There are occasions in every teacher’s career when a pupil
say something in their lesson which takes them aback. The clearest such memory
for me was the pupil who asked, 20 minutes into a lesson about what makes
people successful, ‘Sir, if you don’t mind my asking, but how are you defining success?’
The answer to his question (and it was a ‘him’) made for a better lesson than
the one I had planned, and the digression prompted by the intelligence and
independence of that question was a fabulous one for learning – both mine and
the pupils’.
I was put in mind of that when reading the excellent paper
by James Heckman, Professor of Economics at The University of Chicago, writing
not about economics, but about education. (http://www.heckmanequation.org/sites/default/files/F_Non-cognitive%20skills_V3.pdf)
What struck me about this paper was not that it break s new
ground, but rather that it re-states what many boarding schools – state and
private – and some other (private) providers have known for a long time. The
provision of excellent non-intellectual skills in the formative years is as
important as the development of intellectual – or cognitive – skills.

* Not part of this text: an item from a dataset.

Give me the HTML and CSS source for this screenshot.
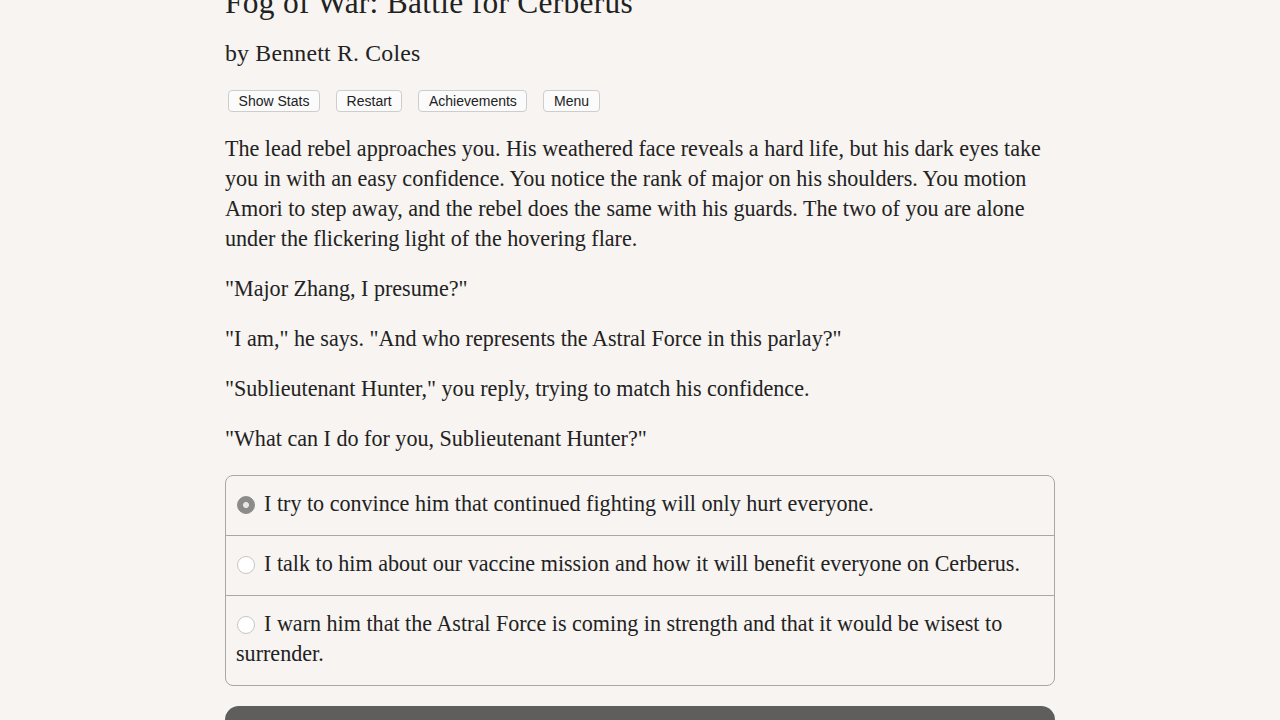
FILE: index.html
```html
<!DOCTYPE html>
<html>
<head>
<meta charset="utf-8">
<link rel="stylesheet" href="styles.css">
</head>
<body>
<div class="page">
  <h1 class="title">Fog of War: Battle for Cerberus</h1>
  <h2 class="author">by Bennett R. Coles</h2>
  <div class="buttons">
    <button class="btn">Show Stats</button>
    <button class="btn">Restart</button>
    <button class="btn">Achievements</button>
    <button class="btn">Menu</button>
  </div>
  <div class="text">
    <p>The lead rebel approaches you. His weathered face reveals a hard life, but his dark eyes take you in with an easy confidence. You notice the rank of major on his shoulders. You motion Amori to step away, and the rebel does the same with his guards. The two of you are alone under the flickering light of the hovering flare.</p>
    <p>"Major Zhang, I presume?"</p>
    <p>"I am," he says. "And who represents the Astral Force in this parlay?"</p>
    <p>"Sublieutenant Hunter," you reply, trying to match his confidence.</p>
    <p>"What can I do for you, Sublieutenant Hunter?"</p>
  </div>
  <div class="choices">
    <label class="choice"><span class="radio checked"></span>I try to convince him that continued fighting will only hurt everyone.</label>
    <label class="choice"><span class="radio"></span>I talk to him about our vaccine mission and how it will benefit everyone on Cerberus.</label>
    <label class="choice"><span class="radio"></span>I warn him that the Astral Force is coming in strength and that it would be wisest to surrender.</label>
  </div>
  <button class="next">Next</button>
</div>
</body>
</html>
```

FILE: styles.css
```css
html, body {
  margin: 0;
  padding: 0;
  background: #f7f4f1;
  overflow: hidden;
}
body {
  font-family: "Liberation Serif", "Times New Roman", serif;
  color: #222;
}
.page {
  width: 830px;
  margin: 0 auto;
  margin-top: -17px;
}
.title {
  font-size: 31.4px;
  font-weight: normal;
  margin: 0;
  line-height: 40px;
  letter-spacing: 0.3px;
}
.author {
  font-size: 23.8px;
  font-weight: normal;
  margin: 10px 0 0 0;
  line-height: 40px;
  letter-spacing: 0.2px;
}
.buttons {
  display: flex;
  gap: 16px;
  padding-left: 3px;
  margin-top: 17px;
}
.btn {
  font-family: "Liberation Sans", Arial, sans-serif;
  font-size: 14px;
  color: #222;
  background: #fbfbfb;
  border: 1px solid #cfcccc;
  border-radius: 4px;
  height: 22px;
  padding: 0 9.6px;
  line-height: 20px;
}
.text {
  margin-top: 22px;
  font-size: 22.1px;
  line-height: 30px;
}
.text p {
  margin: 0 0 20px 0;
  width: 820px;
}
.choices {
  margin-top: 21px;
  border: 1px solid #aaa8a6;
  border-radius: 8px;
  font-size: 22.1px;
  line-height: 30px;
}
.choice {
  display: block;
  padding: 13px 10px 16px 10px;
  border-top: 1px solid #aaa8a6;
}
.choice:first-child {
  border-top: none;
}
.radio {
  display: inline-block;
  width: 18px;
  height: 18px;
  border-radius: 50%;
  border: 1px solid #c8c6c4;
  background: #fff;
  margin: 0 9px 0 1px;
  vertical-align: -3px;
  box-sizing: border-box;
}
.radio.checked {
  background: radial-gradient(circle, #e6e6e6 0 2.6px, #8c8b8a 3.4px);
  border-color: #8c8b8a;
}
.next {
  display: block;
  width: 830px;
  height: 60px;
  margin-top: 20px;
  background: #5f5e5c;
  border: none;
  border-radius: 14px;
  color: #fff;
  font-family: "Liberation Serif", serif;
  font-size: 22px;
}
```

At the school at which I work, there is a complete consensus
on this idea: it is not enough that we enable pupils to do well in exams,
though we do do this, and well. In addition to this, it is essential that we
provide young people with the capability to gain promotion, not just the
qualifications that will gain them a job.
The breadth of educational provision at private schools in
the UK, of course, is not part of the analysis of those schools by the OECD,
and PISA does not value that part of the curriculum, except insofar as it
enables pupils to do better cognitively (which it does). Non-cognitive – or character
– development, makes a tremendous difference to the prospects of young people,
and this development does not have to take place only in the home, as Prof
Heckman’s paper hints. Rather it can be – should be – part of the core
provision of schools.
One further thought on this: the last decade has witnessed
an extraordinary investment in IT in schools. The idea that greater levels of
IT investment would generate better learning was so widely assumed that it has
rarely been questioned. However, one of the consequences of this investment is
that young people are spending more and more time within the curriculum staring
at a screen, and – of course – they are definitely doing this outside the
curriculum too. What they are doing less of is talking, in groups, with a
purpose. There is the world of difference between a conversational drift, and
the sort of verbal exchange that demands a conclusion, particularly under time
pressure.
I am a huge neophile: I love my tablet, and gadgets thrill me. IT has a strong role to play in education, and there are many things we should use it for. But Prof Heckman’s paper reminds us not only that schools have a strong responsibility to develop non-cognitive skills, but also to recognise the development of relational skills, and to see them practised in the classroom.
I am a huge neophile: I love my tablet, and gadgets thrill me. IT has a strong role to play in education, and there are many things we should use it for. But Prof Heckman’s paper reminds us not only that schools have a strong responsibility to develop non-cognitive skills, but also to recognise the development of relational skills, and to see them practised in the classroom.